Jacqueline Kennedy was aware that some administration officials were sending their wives and children out of Washington in case of a possible nuclear attack. She pleaded with her husband to not send her away.

"Please don't send me anywhere. If anything is going to happen, we're going to stay right here with you," she remembered telling JFK. When he suggested there might not be room for everyone in the bomb shelter, she was undeterred.

"Please, then I just want to be on the lawn when it happens… but I just want to be with you, and I want to die with you, and the children do too, than live without you." The president agreed he would not send her away.

The ensuing two weeks were a marathon of negotiations, meetings and strategy sessions that erupted even in the middle of the night.

"I remember [National Security Adviser McGeorge] Bundy at the foot of both our beds, you know, waking Jack up for something," she said.

Mrs. Kennedy stayed close to JFK during the ordeal.

"Well, that's the time I've been closest to him, and I never left the house or saw the children, and when he came home, if it was for a sleep or for a nap, I would sleep with him."

"I'd walk by his office all the time and sometimes he would take me out... for a walk around the lawn, a couple times... We just sort of walked quietly, and then go back in."

She also admits to eavesdropping on her husband and his advisers one morning when the emergency committee in charge of the crisis gathered in the Oval Room, unbeknownst to the press.

"So then, I went in the Treaty Room where I well, just to fiddle through some mail or something, but I could hear them talking through the door. And I went up and listened and eavesdropped," she confided.

The tension grew as a Russian ship approached the U.S. quarantine around Cuba.

"The only thing I can think of what it was like, it was like an election night waiting, only much worse," she said. "Then finally, some ship turned back… then that was when you heaved the first sigh of relief."

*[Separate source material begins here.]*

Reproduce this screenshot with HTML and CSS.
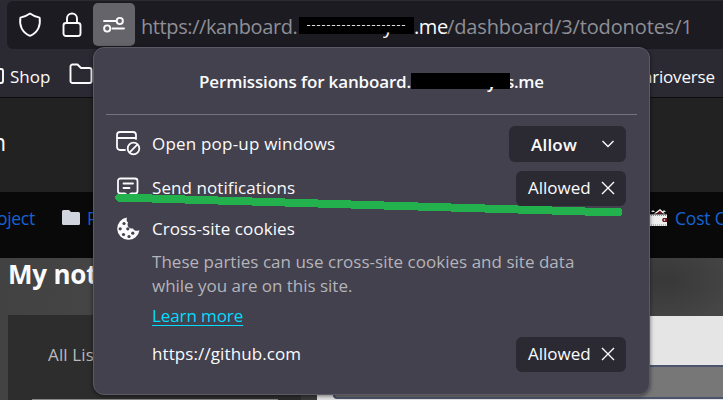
FILE: index.html
```html
<!DOCTYPE html>
<html lang="en">
<head>
<meta charset="utf-8">
<title>Site permissions</title>
<link rel="stylesheet" href="styles.css">
</head>
<body>
<div class="window">
  <header class="toolbar">
    <div class="urlbar">
      <span class="url-icon"><svg width="24" height="26" viewBox="0 0 24 26"><path d="M12 1.6 Q16 4.6 21.6 5.6 C22.8 12.5 20.5 20.5 12 23.8 C3.500 20.500 1.200 12.500 2.400 5.600 Q8 4.600 12 1.600Z"/></svg></span>
      <span class="url-icon lock"><svg width="20" height="26" viewBox="0 0 20 26"><rect x="1.500" y="11" width="17" height="13" rx="2.500"/><path d="M5 11V6.500a5 5 0 0 1 10 0V11"/></svg></span>
      <span class="perm-button"><svg width="24" height="18" viewBox="0 0 24 18"><path d="M2 5H14M10.500 12.500H22"/><circle cx="17.800" cy="5" r="3.100"/><circle cx="5.200" cy="12.500" r="3.100"/></svg></span>
      <span class="url"><span class="host">https://kanboard.</span><span class="redact url-redact"><i class="dashes"></i><i class="tail">y</i></span><b>.me</b><span class="path">/dashboard/3/todonotes/1</span></span>
    </div>
    <div class="bookmarks">
      <svg width="8" height="20" viewBox="0 0 8 20"><path d="M0 3h1a2 2 0 0 1 2 2v10a2 2 0 0 1-2 2H0"/></svg>
      <span class="shop">Shop</span>
      <svg class="folder" width="24" height="22" viewBox="0 0 24 22"><path d="M3.500 1.500h5l3.500 3.500h8.500a2 2 0 0 1 2 2v11a2 2 0 0 1-2 2h-17a2 2 0 0 1-2-2v-14.500a2 2 0 0 1 2-2Z"/></svg>
      <span class="verse">arioverse</span>
    </div>
  </header>
  <div class="band"><span>n</span></div>
  <nav class="links">
    <span class="project">oject</span>
    <svg class="solid-folder" width="18" height="16" viewBox="0 0 18 16"><path d="M0 1.500Q0 0 1.500 0H7L9 2H16.500Q18 2 18 3.500V13.500Q18 15 16.500 15H1.500Q0 15 0 13.500Z"/></svg>
    <span class="letter">P</span>
    <svg class="wallet" width="19" height="18" viewBox="0 0 19 18"><path fill="#ddd" d="M2 3l2-2 2 2zM13 3l2-2 2 2z"/><path fill="#701820" stroke="#fff" stroke-width="1.200" d="M5.500 5L11 .800L15.500 5"/><path fill="#111" d="M1 4.500h17v1H1z"/><path fill="#eee" d="M1 5.500h17V17H1z"/><path fill="none" stroke="#888" stroke-dasharray="1 1" d="M2 6.500h15M2 16h15"/><path fill="#641820" d="M14 9h4v4h-4l-1-2z"/><circle cx="15.500" cy="11" r=".8" fill="#fff"/></svg>
    <span class="cost">Cost O</span>
  </nav>
  <main class="content">
    <section class="notes"><h1>My notes</h1><div class="list"><span>All Lists</span><div class="list-line"></div></div></section>
    <section class="table-panel"><div class="table"></div></section>
  </main>
</div>

<aside class="popup">
  <h2><span class="title-host">Permissions for kanboard.</span><span class="redact title-redact"><i class="tail">y</i></span><span class="title-end">s.me</span></h2>
  <div class="row first">
    <svg width="26" height="26" viewBox="0 0 26 26"><path d="M10 19H5a3 3 0 0 1-3-3V4a3 3 0 0 1 3-3H18a3 3 0 0 1 3 3V8M2 7H21"/><circle cx="18.500" cy="17.500" r="5.800"/><path d="M14.700 21.300l7.600-7.600"/></svg>
    <span class="label popups">Open pop-up windows</span>
    <span class="button select"><b>Allow</b><svg width="14" height="10" viewBox="0 0 14 10"><path d="M1.500 2L7 7.500L12.500 2"/></svg></span>
  </div>
  <div class="row second">
    <svg width="26" height="26" viewBox="0 0 26 26"><path d="M5.500 3.500H20a2.500 2.500 0 0 1 2.500 2.500V16a2.500 2.500 0 0 1-2.500 2.500H16l-3 2.500-3-2.500H5.500a2.500 2.500 0 0 1-2.500-2.500V6a2.500 2.500 0 0 1 2.500-2.500ZM8.500 8.500H18M8.500 13H14.500"/></svg>
    <span class="label send">Send notifications</span>
    <span class="button"><span>Allowed</span><svg width="14" height="14" viewBox="0 0 14 14"><path d="M1 1L13 13M13 1L1 13"/></svg></span>
  </div>
  <div class="row third">
    <svg class="cookie" width="26" height="26" viewBox="0 0 26 26"><path fill="#fbfbfe" stroke="none" d="M12 1.500A11.200 11.200 0 1 0 24.500 14C22 15.500 19 15 18 12.500C14 13 11.500 10 13 6.500C11.500 5.500 11.300 3.500 12 1.500Z"/><g class="chips"><circle cx="9" cy="7.500" r="1.600"/><circle cx="5.200" cy="12.800" r="1.600"/><circle cx="12.800" cy="12.800" r="1.600"/><circle cx="8.500" cy="18.500" r="1.600"/><circle cx="14" cy="20.500" r="1.600"/><circle cx="17.800" cy="17.200" r="1.600"/></g></svg>
    <span class="label cookies">Cross-site cookies</span>
  </div>
  <div class="description"><span class="line1">These parties can use cross-site cookies and site data</span><br><span class="line2">while you are on this site.</span></div>
  <a class="learn">Learn more</a>
  <div class="row site">
    <span class="label github">https://github.com</span>
    <span class="button"><span>Allowed</span><svg width="14" height="14" viewBox="0 0 14 14"><path d="M1 1L13 13M13 1L1 13"/></svg></span>
  </div>
</aside>
<svg class="marker" width="510" height="24" viewBox="0 0 510 24" shape-rendering="crispEdges"><path d="M2 1H37V2H70V3H103V4H137V5H170V6H203V7H236V8H269V9H303V10H336V11H370V12H403V13H437V14H470V15H505L507 17V21L505 23H470V22H437V21H403V20H370V19H336V18H303V17H269V16H236V15H203V14H170V13H137V12H103V11H70V10H37V9H3L0 6V3Z"/></svg>
</body>
</html>
```
FILE: styles.css
```css
* { box-sizing: border-box; }
body { margin: 0; width: 723px; height: 400px; overflow: hidden; font-family: "Open Sans", "Noto Sans", sans-serif; color: #fbfbfe; font-size: 17px; white-space: nowrap; }
svg { display: block; flex: none; }
h1, h2 { margin: 0; }
.window { height: 400px; display: flex; flex-direction: column; overflow: hidden; }
.toolbar { height: 98px; flex: none; padding-top: 1px; background: #2b2a33; border-bottom: 1px solid #0c0c0d; }
.urlbar { height: 48px; margin-left: 7px; padding-left: 11px; background: #1c1b22; border-radius: 6px 0 0 6px; display: flex; align-items: center; }
.url-icon svg, .perm-button svg, .bookmarks svg { fill: none; stroke: #fbfbfe; stroke-width: 1.9; stroke-linejoin: round; stroke-linecap: round; }
.lock { margin-left: 20px; }
.perm-button { width: 42px; height: 43px; margin: -1px 0 0 11px; border-radius: 5px; background: #65646a; display: flex; justify-content: center; align-items: center; }
.url { margin: 3px 0 0 6px; display: flex; font-size: 20px; line-height: 30px; color: #8f8f96; }
.url b { font-weight: 400; color: #fbfbfe; width: 33px; letter-spacing: -.4px; }
.host { width: 158px; letter-spacing: -.4px; }
.path { letter-spacing: -.13px; }
.redact { background: #000; position: relative; }
.url-redact { width: 115px; height: 17px; margin-top: 5px; }
.dashes { display: block; width: 99px; height: 1px; margin: 8px 0 0 8px; background: repeating-linear-gradient(90deg, #ddd 0 3px, #222 3px 5px); }
.tail { position: absolute; color: #fbfbfe; font-style: normal; overflow: hidden; }
.tail { clip-path: inset(22px 0 0 0); }
.url-redact .tail { left: 84px; top: -6px; }
.bookmarks { height: 48px; display: flex; align-items: center; padding-top: 6px; }
.shop { width: 42px; margin: 0 17px 0 2px; }
.folder { margin-top: -4px; }
.verse { margin-left: 550px; letter-spacing: -.2px; }
.band { height: 94px; flex: none; background: #222; font-size: 23px; line-height: 89px; overflow: hidden; }
.band span { margin-left: -8px; }
.links { height: 66px; flex: none; background: #090909; color: #1762d2; display: flex; align-items: center; padding-bottom: 14px; font-size: 17.5px; }
.links span { flex: none; }
.project { width: 38px; margin-left: -3px; letter-spacing: -.3px; }
.solid-folder { margin-left: 27px; fill: #d0d4dc; }
.letter { width: 20px; margin-left: 7px; }
.wallet { margin-left: 542px; }
.cost { margin-left: 7px; letter-spacing: -.2px; }
.content { flex: 1; display: flex; background: radial-gradient(ellipse 70px 40px at 665px 22px, #383838, transparent), linear-gradient(100deg, #424242, #454545 14%, #393939 50%, #464646); }
.notes { width: 317px; padding-left: 8px; }
h1 { height: 57px; line-height: 32px; font-size: 26px; letter-spacing: -.2px; }
.list { height: 85px; width: 293px; background: #2d2d2d; color: #bbb; padding: 28px 0 0 40px; display: flex; flex-direction: column; justify-content: space-between; font-size: 17px; letter-spacing: .15px; }
.list-line { width: 246px; height: 1px; margin-left: -16px; background: #888; }
.table-panel { width: 406px; height: 84px; margin-top: 58px; background: #e5e5e5; padding: 49px 0 0 16px; }
.table { height: 34px; background: #777; border: 2px solid #4a556d; border-right: 0; border-radius: 4px 0 0 4px; }
.popup { position: absolute; left: 93px; top: 47px; width: 557px; height: 348px; padding: 0 12px; border: 1px solid #5b5a66; border-radius: 11px; background: #42414d; box-shadow: 0 1px 4px #0008; }
h2 { display: flex; height: 67px; padding-left: 93px; border-bottom: 1px solid #74737c; font-size: 17px; font-weight: 600; line-height: 67px; }
.title-host { width: 212px; letter-spacing: -.15px; }
.title-redact { width: 99px; height: 16px; margin-top: 25px; }
.title-redact .tail { left: 76px; top: -8px; line-height: 34px; }
.title-end { margin-left: -4px; letter-spacing: -.3px; clip-path: inset(0 0 0 4px); }
.row { display: flex; align-items: center; padding: 0 11px 0 9px; }
.row > svg { fill: none; stroke: #fbfbfe; stroke-width: 1.8; stroke-linejoin: round; stroke-linecap: round; }
.label { margin: -1px 0 0 11px; letter-spacing: .08px; }
.first { height: 58px; }
.second { height: 30px; }
.third { height: 52px; }
.popups { letter-spacing: .2px; }
.button { width: 110px; height: 35px; margin-left: auto; padding: 0 11px 0 12px; border-radius: 6px; background: #2b2a33; display: flex; align-items: center; justify-content: space-between; font-size: 17px; letter-spacing: 0; }
.button > span { margin-top: -1px; }
.button svg { fill: none; stroke: #fbfbfe; stroke-width: 1.4; }
.select { width: 117px; height: 36px; padding-left: 22px; }
.select b { font-weight: 600; letter-spacing: .2px; }
.chips { fill: #42414d; stroke: none; }
.description { height: 48px; margin-top: -5px; padding-left: 46px; color: #b5b4bb; font-size: 17px; line-height: 24px; letter-spacing: .02px; }
.line2 { letter-spacing: -.02px; }
.learn { display: block; width: max-content; margin: 6px 0 0 46px; color: #00ddff; text-decoration: underline; text-underline-offset: 3px; line-height: 24px; letter-spacing: -.1px; }
.site { height: 36px; margin-top: 8px; }
.github { margin: -1px 0 0 37px; letter-spacing: .1px; }
.marker { position: absolute; left: 115px; top: 193px; fill: #22b14c; }
```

JFK had prepared for the missile crisis with the humiliating defeat at the Bay of Pigs at the start of his term.

The young president had learned almost immediately upon taking office that he had inherited from the Eisenhower administration an army of Cuban refugees and plans for an invasion. But Kennedy determined that the U.S. would not be involved in fighting and withdrew planned attacks by the U.S. Air Force.

The subsequent offensive in April 1961 was a disaster. The CIA trained Cuban invaders quickly were defeated at the Bay of Pigs, with hundreds shot and killed, and the survivors rounded up and imprisoned.

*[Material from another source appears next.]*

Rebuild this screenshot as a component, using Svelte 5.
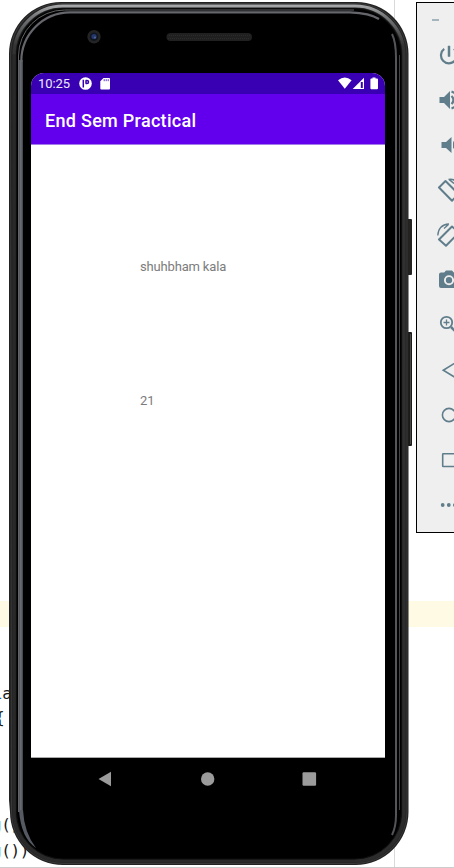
<script>
  const tools = ['power', 'volumeUp', 'volumeDown', 'rotateLeft', 'rotateRight', 'camera', 'zoom', 'back', 'home', 'overview', 'more'];
  const fields = ['shuhbham kala', '21'];
</script>

<main class="desktop">
  <div class="highlight"></div>
  <div class="divider"></div>
  <div class="baseline"></div>
  <div class="code" style:top="684px"><span class="blue">l</span>a</div>
  <div class="code brace" style:top="708px">&#123;</div>
  <div class="code call" style:top="815px"><span class="blue">g</span>()</div>
  <div class="code call" style:top="841px"><span class="blue">g</span>())</div>

  <section class="phone">
    <svg class="shell" width="404" height="866" viewBox="9 0 404 866">
      <defs>
        <linearGradient id="edge" gradientUnits="userSpaceOnUse" x1="0" x2="0" y1="3" y2="865">
          <stop offset="0" stop-color="#b0b2b4" />
          <stop offset=".015" stop-color="#77797b" />
          <stop offset=".05" stop-color="#333" />
          <stop offset="1" stop-color="#2b2b2b" />
        </linearGradient>
        <linearGradient id="side" x1="0" x2="1" y1="0" y2="0">
          <stop offset="0" stop-color="#4c5056" />
          <stop offset=".45" stop-color="#6b7078" />
          <stop offset="1" stop-color="#3c4046" />
        </linearGradient>
      </defs>
      <rect x="406" y="219" width="6" height="56" rx="1" fill="#242321" />
      <rect x="406" y="332" width="6" height="114" rx="1" fill="#1b1b1a" />
      <path d="M410.500 334v110" stroke="#494846" />
      <path d="M9 54A52 52 0 0 1 61 2H356A52 52 0 0 1 408.500 54V812A53 53 0 0 1 355.500 865H63A53 53 0 0 1 10 812L9 800Z" fill="#222" />
      <path d="M10.500 54A50.500 50.500 0 0 1 61 3.500H356A51 51 0 0 1 407 54.500V812A51.500 51.500 0 0 1 355.500 863.500H63A51.500 51.500 0 0 1 11.500 812Z" fill="none" stroke="#383838" />
      <path d="M14 55A49 49 0 0 1 63 6H355A49 49 0 0 1 404 55V812A49 49 0 0 1 355 861" fill="none" stroke="url(#edge)" stroke-width="3" />
      <path d="M14 54V812A49 49 0 0 0 63 861H355" fill="none" stroke="#292929" stroke-width="3" />
      <path d="M16.500 812V55.500A47 47 0 0 1 63.500 8.500H354.500A47 47 0 0 1 401.500 55.500V812A47 47 0 0 1 354.500 859H63.500A47 47 0 0 1 16.500 812Z" fill="#000" stroke="#0d0d0d" />
      <path d="M18.500 812V56A46 46 0 0 1 64.500 10H354" fill="none" stroke="#606264" />
      <path d="M399.500 55V810" stroke="#414143" />
      <rect x="19" y="60" width="4" height="752" fill="url(#side)" />
      <path d="M21.300 62A49 49 0 0 1 70 12.300H350Q370 13 379 19" fill="none" stroke="#65666c" stroke-width="2.200" />
      <path d="M392 34Q396 42 396 58V815Q396 827 392 835" fill="none" stroke="#55545b" stroke-width="2" />
      <path d="M19 810Q21 838 36 848Q24 832 23 810Z" fill="#555a62" />
      <circle cx="94" cy="36.700" r="6.700" fill="#242424" />
      <circle cx="94" cy="36.700" r="4.200" fill="#101522" />
      <circle cx="94" cy="36.500" r="2.600" fill="#243969" />
      <circle cx="95" cy="37.500" r="1" fill="#536798" />
      <rect x="166.500" y="33" width="85.500" height="8" rx="4" fill="#202020" />
      <path d="M169 35.500H250M168 38.500H249" stroke="#2c2c2c" stroke-dasharray="1 1" />
    </svg>

    <div class="screen">
      <header class="status">
        <span class="time">10:25</span>
        <svg class="notice" width="13" height="13" viewBox="0 0 13 13">
          <circle cx="6.500" cy="6.500" r="6.300" fill="#fff" />
          <path d="M4.300 2.800V10.500M7 3.200V6.700M6.700 3.500H8Q9.500 3.500 9.500 5T8 6.500H6.700" fill="none" stroke="#3900b3" stroke-width="1.500" />
        </svg>
        <svg class="card" width="11" height="12" viewBox="0 0 11 12">
          <path d="M3.500 0H9Q10 0 10 1V10.500Q10 11.500 9 11.500H1.300Q.3 11.500 .3 10.500V3.200Z" fill="#fff" />
          <path d="M4.200 1.200V3.200M6.200 1.200V3.200M8.200 1.200V3.200" stroke="#3900b3" stroke-width=".8" />
        </svg>
        <svg class="signals" width="42" height="13" viewBox="0 0 42 13">
          <path d="M0 3.200Q6.800-2 13.600 3.200L6.800 11.800Z" fill="#fff" />
          <path d="M26 .8V12H14.700Z" fill="#fff" />
          <path d="M22.800 5H24.800V11H22.800Z" fill="#3900b3" />
          <path d="M34.500 .4H37.500V1.600H39Q40 1.600 40 2.600V11.200Q40 12.200 39 12.200H33.300Q32.400 12.200 32.400 11.200V2.600Q32.400 1.600 33.300 1.600H34.500Z" fill="#fff" />
        </svg>
      </header>
      <div class="appbar">End Sem Practical</div>
      <div class="content">
        {#each fields as field}
          <p>{field}</p>
        {/each}
      </div>
    </div>

    <nav class="nav">
      <svg width="220" height="16" viewBox="0 0 220 16">
        <path d="M.5 8L13 .8V15.200Z" fill="#9b9b9b" />
        <circle cx="109.700" cy="8" r="6.700" fill="#9b9b9b" />
        <rect x="204.500" y="1.200" width="13.600" height="13.600" rx="1.200" fill="#9b9b9b" />
      </svg>
    </nav>
  </section>

  <aside class="toolbar">
    <div class="minimize"></div>
    {#each tools as tool}
      <div class="tool">
        <svg width="24" height="24" viewBox="0 0 24 24">
          {#if tool === 'power'}
            <path d="M13 3h-2v10.500h2V3z" fill="#607d8b" stroke="#607d8b" stroke-width=".5" />
            <path d="M7.200 5.900A8 8 0 1 0 16.800 5.900" fill="none" stroke="#607d8b" stroke-width="2.200" />
          {:else if tool === 'volumeUp'}
            <path d="M2.500 9V15H7L13 21V3L7 9Z" fill="#607d8b" />
            <path d="M14.500 8Q18.500 12 14.500 16M14.500 3.500Q21 6 21 12T14.500 20.500" fill="none" stroke="#607d8b" stroke-width="2.200" />
          {:else if tool === 'volumeDown'}
            <path d="M4.500 9v6h4.500l5.500 5V4L9 9Z" fill="#607d8b" />
            <path d="M16 8Q20 12 16 16Z" fill="#607d8b" />
          {:else if tool === 'rotateLeft'}
            <path d="M2 9.500L8.500 3L21.500 16L15 22.700Z" fill="none" stroke="#607d8b" stroke-width="2" stroke-linejoin="round" />
            <path d="M11.500 1.500Q20 0 22.500 10M12 1.500L17 5.500" fill="none" stroke="#607d8b" stroke-width="1.600" />
          {:else if tool === 'rotateRight'}
            <path d="M2 16.500L15 3.500L22 9.500L9 22.700Z" fill="none" stroke="#607d8b" stroke-width="2" stroke-linejoin="round" />
            <path d="M.8 12.500Q1.300 1.800 12 1M11.500 1.500L7 5.500" fill="none" stroke="#607d8b" stroke-width="1.300" />
          {:else if tool === 'camera'}
            <path d="M9 2.500L7.200 4.500H4Q2 4.500 2 6.500V18Q2 20 4 20H20Q22 20 22 18V6.500Q22 4.500 20 4.500H16.800L15 2.500Z" fill="#607d8b" />
            <circle cx="12" cy="12.200" r="4.100" fill="#607d8b" stroke="#efefef" stroke-width="1.900" />
          {:else if tool === 'zoom'}
            <circle cx="9.500" cy="9.500" r="5.700" fill="none" stroke="#607d8b" stroke-width="1.800" />
            <path d="M6.500 9.500H12.500M9.500 6.500V12.500" stroke="#607d8b" stroke-width="1.300" />
            <path d="M14 14L20 20" stroke="#607d8b" stroke-width="2.500" />
          {:else if tool === 'back'}
            <path d="M6.300 12.200L20 3.800V20.600Z" fill="none" stroke="#607d8b" stroke-width="1.600" />
          {:else if tool === 'home'}
            <circle cx="12" cy="12" r="6.600" fill="none" stroke="#607d8b" stroke-width="1.600" />
          {:else if tool === 'overview'}
            <rect x="5.700" y="5.700" width="13" height="12.800" rx=".5" fill="none" stroke="#607d8b" stroke-width="1.600" />
          {:else}
            <circle cx="5.700" cy="12" r="1.900" fill="#607d8b" />
            <circle cx="11.800" cy="12" r="1.900" fill="#607d8b" />
            <circle cx="17.900" cy="12" r="1.900" fill="#607d8b" />
          {/if}
        </svg>
      </div>
    {/each}
  </aside>
</main>

<style>
  .desktop {
    position: relative;
    width: 454px;
    height: 868px;
    overflow: hidden;
    background: #fff;
    font-family: Roboto, sans-serif;
  }
  .highlight {
    position: absolute;
    top: 601px;
    width: 100%;
    height: 26px;
    background: #fffae3;
  }
  .divider {
    position: absolute;
    left: 394px;
    width: 1px;
    height: 100%;
    background: #d9d9d9;
  }
  .baseline {
    position: absolute;
    top: 867px;
    width: 100%;
    height: 1px;
    background: #ccc;
  }
  .code {
    position: absolute;
    left: -7px;
    font: 16px/20px "DejaVu Sans Mono", monospace;
    letter-spacing: -0.4px;
    color: #171717;
  }
  .brace { left: -5px; }
  .call { left: -8px; }
  .blue { color: #1769aa; }
  .call .blue { color: #4ba3e8; }
  .phone {
    position: absolute;
    left: 9px;
    top: 0;
    width: 404px;
    height: 866px;
    box-sizing: border-box;
    padding: 73px 28px 0 22px;
  }
  .shell {
    position: absolute;
    left: 0;
    top: 0;
  }
  .screen {
    position: relative;
    display: flex;
    flex-direction: column;
    height: 684px;
    overflow: hidden;
    border-radius: 13px 13px 0 0;
    background: #fff;
    border-bottom: 1px solid #aaa;
  }
  .status {
    display: flex;
    align-items: center;
    height: 21px;
    padding: 0 5px 0 7px;
    background: #3900b3;
    color: #eee8fa;
  }
  .time {
    width: 41px;
    font-size: 13px;
    line-height: 22px;
    letter-spacing: -0.1px;
  }
  .card { margin-left: 8px; }
  .signals { margin-left: auto; }
  .appbar {
    height: 50px;
    padding-left: 14px;
    background: #6200ee;
    border-bottom: 1px solid #a47ce8;
    color: #fff;
    font-size: 18px;
    font-weight: 500;
    line-height: 53px;
    letter-spacing: 0.29px;
  }
  .content {
    display: flex;
    flex-direction: column;
    gap: 114px;
    padding: 112px 0 0 109px;
    color: #7c7c7c;
  }
  p {
    margin: 0;
    font-size: 13px;
    line-height: 20px;
    letter-spacing: -0.17px;
  }
  .nav {
    position: relative;
    display: flex;
    padding: 13px 0 0 67px;
  }
  .toolbar {
    position: absolute;
    left: 416px;
    top: 2px;
    width: 60px;
    height: 531px;
    box-sizing: border-box;
    border: 1px solid #000;
    background: #efefef;
  }
  .minimize {
    width: 7px;
    height: 2px;
    margin: 16px 0 11px 15px;
    background: #a4b5bd;
  }
  .tool {
    display: flex;
    align-items: center;
    height: 45.1px;
    padding-left: 20px;
  }
</style>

It was a bitter start to the president's term and although Kennedy was a decorated veteran of World War II, he was badly shaken by the loss of life and the wreckage of the Cuban force. It was one of only three times Jacqueline Kennedy saw her husband cry.

"He came back over to the White House to his bedroom and he started to cry, just with me…..Just put his head in his hands and sort of wept," she recalled.

"All those poor men who you'd sent off with their hopes high and promises that we'd back them and there they were, shot down like dogs or going to die in jail," she said.

Presidential historian Michael Beschloss, who wrote the introduction to Mrs. Kennedy's oral history book, says that Kennedy was not adequately prepared to take on the competing forces of the presidency when confronted with plans for the Bay of Pigs invasion.

"He was in a way, a sitting duck for the CIA to say, 'We've got this great plan to invade Cuba.' He did not yet have the kind of knowledge that would have allowed him to say, 'This is going to be a failure,'" Beschloss says.

The president subsequently addressed the nation and took responsibility for the fiasco. In what would be almost unthinkable in today's political climate, his approval rating soared to 81 percent.